The crisis swiftly wiped out the progress made since the 1990s in reducing poverty. Households dependent on unstable wages or day-to-day jobs that do not have an income or health safety net have been heavily penalised by the restrictions. Migrant workers that are far from their country of origin have had to manage without traditional support networks. Some estimates1 indicate that around 90 million people have fallen into extreme poverty (less than USD1.9 per day).

The effects of the crisis have hit the most financially vulnerable the hardest: young people without job security, women and small business employees, particularly in the worst affected sectors.

Inequality, as measured by the Gini index2, is now greater than in the early 1990s in many advanced economies and emerging countries.

Possibilities such as working from home favoured categories with higher education levels, better access to technologies and the availability of digital tools and connectivity networks.

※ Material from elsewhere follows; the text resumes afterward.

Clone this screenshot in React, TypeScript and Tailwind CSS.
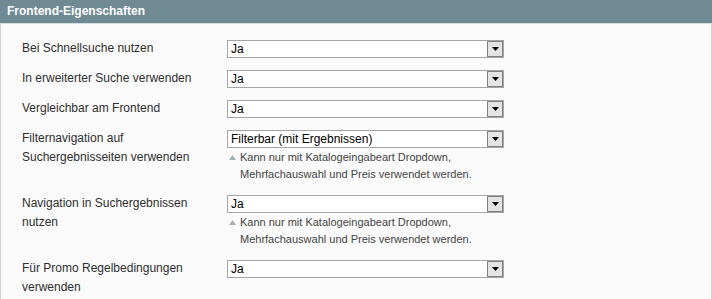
const rows = [
  { label: "Bei Schnellsuche nutzen", value: "Ja" },
  { label: "In erweiterter Suche verwenden", value: "Ja" },
  { label: "Vergleichbar am Frontend", value: "Ja" },
  {
    label: "Filternavigation auf Suchergebnisseiten verwenden",
    value: "Filterbar (mit Ergebnissen)",
    note: true,
  },
  { label: "Navigation in Suchergebnissen nutzen", value: "Ja", note: true },
  { label: "Für Promo Regelbedingungen verwenden", value: "Ja" },
];

function Select({ value }: { value: string }) {
  return (
    <div className="flex h-[18px] w-[277px] border border-[#a5a5a5] bg-white">
      <span className="flex-1 pl-[3px] text-[12px] leading-[16px] text-black">{value}</span>
      <div className="flex h-[16px] w-[16px] items-center justify-center border border-[#808080] bg-[#e4e4e4]">
        <svg width="7" height="4" viewBox="0 0 7 4">
          <path d="M0 0h7L3.5 4z" fill="#000" />
        </svg>
      </div>
    </div>
  );
}

export default function App() {
  return (
    <div
      className="w-[712px] min-h-[299px] bg-[#fafafa]"
      style={{ fontFamily: '"Liberation Sans", Arial, sans-serif' }}
    >
      <div className="h-[24px] border-b border-[#d3dde1] bg-[#6f8a93] pl-[7px] text-[12px] font-bold leading-[23px] text-white">
        Frontend-Eigenschaften
      </div>
      <div className="min-h-[275px] border-x border-[#d0d0d0] pt-[10px]">
        {rows.map((r) => (
          <div key={r.label} className="flex py-[6px]">
            <div className="w-[226px] pl-[21px] pr-[20px] -mt-px text-[12px] leading-[19px] text-[#2f2f2f]">
              {r.label}
            </div>
            <div>
              <Select value={r.value} />
              {r.note && (
                <div className="mt-px flex text-[11px] leading-[17px] text-[#444]">
                  <span className="w-[13px] pl-[2px] pt-[6px]">
                    <svg width="7" height="5" viewBox="0 0 7 5" className="block">
                      <path d="M3.5 0L7 5H0z" fill="#a7b0b4" />
                    </svg>
                  </span>
                  <span>
                    Kann nur mit Katalogeingabeart Dropdown,
                    <br />
                    Mehrfachauswahl und Preis verwendet werden.
                  </span>
                </div>
              )}
            </div>
          </div>
        ))}
      </div>
    </div>
  );
}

Like distance learning for schoolchildren, the possibility of working from home represents a big step forward. According to the School of Management’s Smart Working Observatory of the Milan Polytechnic University, 6.58 million workers worked from home in 2020, involving 97% of large businesses, 94% of the public administrations and 58% of SMEs.

The combination of this rapid revolution of the world of work and the challenge of managing children and their education during the prolonged school closures which took place in almost all countries around the globe deserves particular attention.

According to UNESCO, around 1.6 million school and university students of all ages were affected by this phenomenon.

For children, the interruption to their schooling meant missing out on the opportunity to learn, and was more pronounced in families where poverty and disadvantage go hand in hand with the unavailability of the right tools and parental inability to bridge the educational gap.

In some cases, school closures also meant depriving children of nourishment and access to a healthy environment, as in many countries or in disadvantaged areas in advanced economies, schools provide free meals for low-income families.

Not going to school also exposes these children to greater risks of violence and exploitation, particularly in poorer countries3.

The closures will probably have long-term economic and social effects unless the opportunities offered by the overhaul of economic policies are seized, so as to restore an adequate accumulation of human capital.

In the absence of adequate measures, inadequate school achievement or irregular attendance lead to lower lifetime income which, although not comprehensive, is an accessible gauge of prosperity.

  1. IMF, Fiscal Monitor, World Bank, October 2020, (Box 1.2).